We meet him on the fifth anniversary of his arrival in Germany. He escaped Syria in 2014, after having spent four years in government prisons for his work defending Syrian activists. “War is not what Syrian refugees are scared of. It’s the impunity of the security forces that makes life in Syria impossible.” Al-Bunni is amongst the lawyers who worked on the Caesar Files, a series of documents holding nearly 55,000 photographs of forensic evidence of torture, starvation and deaths of detainees inside Syria’s government-run prisons. Smuggled to Europe by a former regime officer now code-named ‘Caesar,’ these documents provide the evidence that is being used in the prosecution and arrest of high-ranking regime officers currently in Europe disguised as refugees.
“We are working to tell the world exactly who the criminals are. Once incriminated, these people will not be able to sit at the negotiation table and decide on the future of Syria,” al-Bunni’s words resonate loudly in the room. “They will be caught one day, but until then, no-one can openly do business with these criminals now that there is a European arrest warrant against them.”
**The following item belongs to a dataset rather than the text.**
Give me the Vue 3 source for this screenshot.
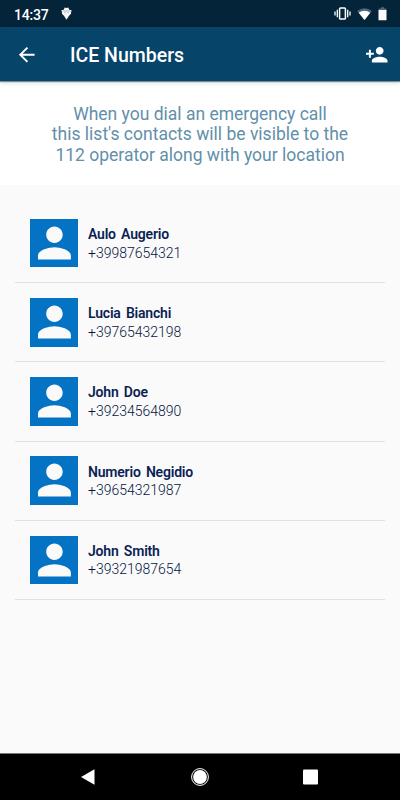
<script setup>
import { ref } from 'vue'

const contacts = ref([
  { name: 'Aulo Augerio', phone: '+39987654321' },
  { name: 'Lucia Bianchi', phone: '+39765432198' },
  { name: 'John Doe', phone: '+39234564890' },
  { name: 'Numerio Negidio', phone: '+39654321987' },
  { name: 'John Smith', phone: '+39321987654' },
])
</script>

<template>
  <div class="screen">
    <div class="status-bar">
      <span class="time">14:37</span>
      <svg class="notification" viewBox="0 0 12 14">
        <path d="M3 2.800 4 .5l2 .6 2-.6 1 2.300 2.500.7v1.300L10.300 5.200l.7.400v1.600L8.800 9.500 6 13.800 3.200 9.500 1 7.200V5.600l.7-.4L.5 4.800V3.500z" fill="#f4f6f7" />
        <path d="M2.500 4.300h7M3.500 6.300h1.500M7 6.300h1.500" stroke="#8797a0" stroke-width=".7" />
      </svg>
      <div class="system-icons">
        <svg class="vibrate" viewBox="0 0 17 13">
          <rect x="5.600" y="1" width="5.800" height="11" rx=".8" fill="none" stroke="#fff" stroke-width="1.500" />
          <path d="M3.300 2.700v7.600M13.700 2.700v7.600M1 4.600v3.800M16 4.600v3.800" stroke="#fff" stroke-width="1.300" />
        </svg>
        <svg class="wifi" viewBox="0 0 15 12">
          <path d="M.2 3Q7.500-2.500 14.800 3L7.500 12z" fill="#50697a" />
          <path d="M1.700 4.700Q7.500 1 13.300 4.700L7.500 12z" fill="#fff" />
        </svg>
        <svg class="battery" viewBox="0 0 9 14">
          <path d="M.7 1.500H3V.3h3v1.200h2.300V4H.7z" fill="#50697a" />
          <path d="M.5 3h8v9.700q0 .6-.6.600H1.100q-.6 0-.6-.6z" fill="#fff" />
        </svg>
      </div>
    </div>

    <header class="app-bar">
      <svg class="icon" viewBox="0 0 24 24">
        <path d="M20 11H7.830l5.590-5.590L12 4l-8 8 8 8 1.410-1.410L7.830 13H20v-2z" />
      </svg>
      <h1>ICE Numbers</h1>
      <svg class="icon add" viewBox="0 0 24 24">
        <path d="M15 12c2.210 0 4-1.790 4-4s-1.790-4-4-4-4 1.790-4 4 1.790 4 4 4zm-9-2V7H4v3H1v2h3v3h2v-3h3v-2H6zm9 4c-2.670 0-8 1.340-8 4v2h16v-2c0-2.660-5.330-4-8-4z" />
      </svg>
    </header>

    <p class="intro">
      When you dial an emergency call<br />
      this list's contacts will be visible to the<br />
      112 operator along with your location
    </p>

    <ul class="contacts">
      <li v-for="contact in contacts" :key="contact.phone" class="contact">
        <svg class="avatar" viewBox="0.1 0.3 23.6 23.6">
          <path d="M12 12c2.210 0 4-1.790 4-4s-1.790-4-4-4-4 1.790-4 4 1.790 4 4 4zm0 2c-2.670 0-8 1.340-8 4v2h16v-2c0-2.660-5.330-4-8-4z" />
        </svg>
        <div class="details">
          <div class="name">{{ contact.name }}</div>
          <div class="phone">{{ contact.phone }}</div>
        </div>
      </li>
    </ul>

    <nav class="nav-bar">
      <svg viewBox="0 0 20 20"><path d="M2 10 15.500 2.300v15.400z" /></svg>
      <svg viewBox="0 0 20 20">
        <circle cx="10" cy="10" r="8.400" class="ring" />
        <circle cx="10" cy="10" r="6.900" />
      </svg>
      <svg viewBox="0 0 20 20"><rect x="3" y="2.500" width="15" height="15" rx="1" /></svg>
    </nav>
  </div>
</template>

<style>
body {
  margin: 0;
}
</style>

<style scoped>
.screen {
  display: flex;
  flex-direction: column;
  width: 400px;
  height: 800px;
  overflow: hidden;
  background: #fafafa;
  font-family: Roboto, sans-serif;
}

.status-bar {
  display: flex;
  align-items: center;
  flex: none;
  box-sizing: border-box;
  height: 27px;
  padding: 0 13px 0 14px;
  background: #042539;
  color: #fff;
}

.time {
  width: 47px;
  padding-top: 2px;
  font-size: 14px;
  font-weight: 500;
  line-height: 20px;
  letter-spacing: -0.200px;
}

.notification {
  width: 11px;
  height: 13px;
}

.system-icons {
  display: flex;
  align-items: center;
  margin-left: auto;
}

.vibrate {
  width: 17px;
  height: 13px;
  margin-right: 6px;
}

.wifi {
  width: 15px;
  height: 12px;
  margin-right: 6px;
}

.battery {
  width: 9px;
  height: 14px;
}

.app-bar {
  display: flex;
  align-items: center;
  flex: none;
  box-sizing: border-box;
  height: 54px;
  padding: 1px 11.500px 0 15px;
  background: #064469;
  box-shadow: 0 1px 1px rgba(6, 40, 75, 0.5), 0 2px 5px rgba(0, 0, 0, 0.13);
  z-index: 1;
}

.icon {
  width: 23.500px;
  height: 23.500px;
  fill: #fff;
}

.app-bar h1 {
  margin: 0 0 0 31.500px;
  padding-top: 3px;
  color: #fff;
  font-size: 19.500px;
  font-weight: 500;
  line-height: 26px;
}

.add {
  margin-left: auto;
}

.intro {
  flex: none;
  box-sizing: border-box;
  height: 104px;
  margin: 0;
  padding-top: 23px;
  background: #fff;
  color: #628fa9;
  font-size: 17.500px;
  font-weight: 400;
  line-height: 20.300px;
  text-align: center;
}

.contacts {
  flex: 1;
  margin: 0;
  padding: 19px 15px 0;
  list-style: none;
}

.contact {
  display: flex;
  align-items: center;
  box-sizing: border-box;
  height: 79.200px;
  padding-left: 14.500px;
  border-bottom: 1px solid #dde2e6;
}

.avatar {
  width: 48.500px;
  height: 48.500px;
  background: #0573c4;
  fill: #fafafa;
}

.details {
  margin-left: 10px;
  padding-top: 1px;
  color: #0c1f55;
  font-size: 14px;
  line-height: 18.500px;
}

.name {
  font-weight: 600;
  letter-spacing: -0.200px;
  word-spacing: 2px;
}

.phone {
  color: #061540;
  font-weight: 300;
}

.nav-bar {
  display: flex;
  align-items: center;
  justify-content: center;
  gap: 90.500px;
  flex: none;
  height: 46px;
  padding-right: 1px;
  border-top: 1px solid #777;
  background: #000;
}

.nav-bar svg {
  width: 20px;
  height: 20px;
  fill: #fff;
}

.nav-bar .ring {
  fill: none;
  stroke: #fff;
}
</style>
But with Syria’s reconstruction estimated at $400 billion, many actors are assessing Syria’s reconstruction as a business opportunity. Russia and Iran, the regime’s largest allies, remain cash-strapped from years of funding Syria’s war. But countries such as China and Brazil are considering large investments, whilst Lebanon and countries hosting millions of Syrian refugees are keen to part-take in reconstruction, so as to facilitate the return of their many undesired guests.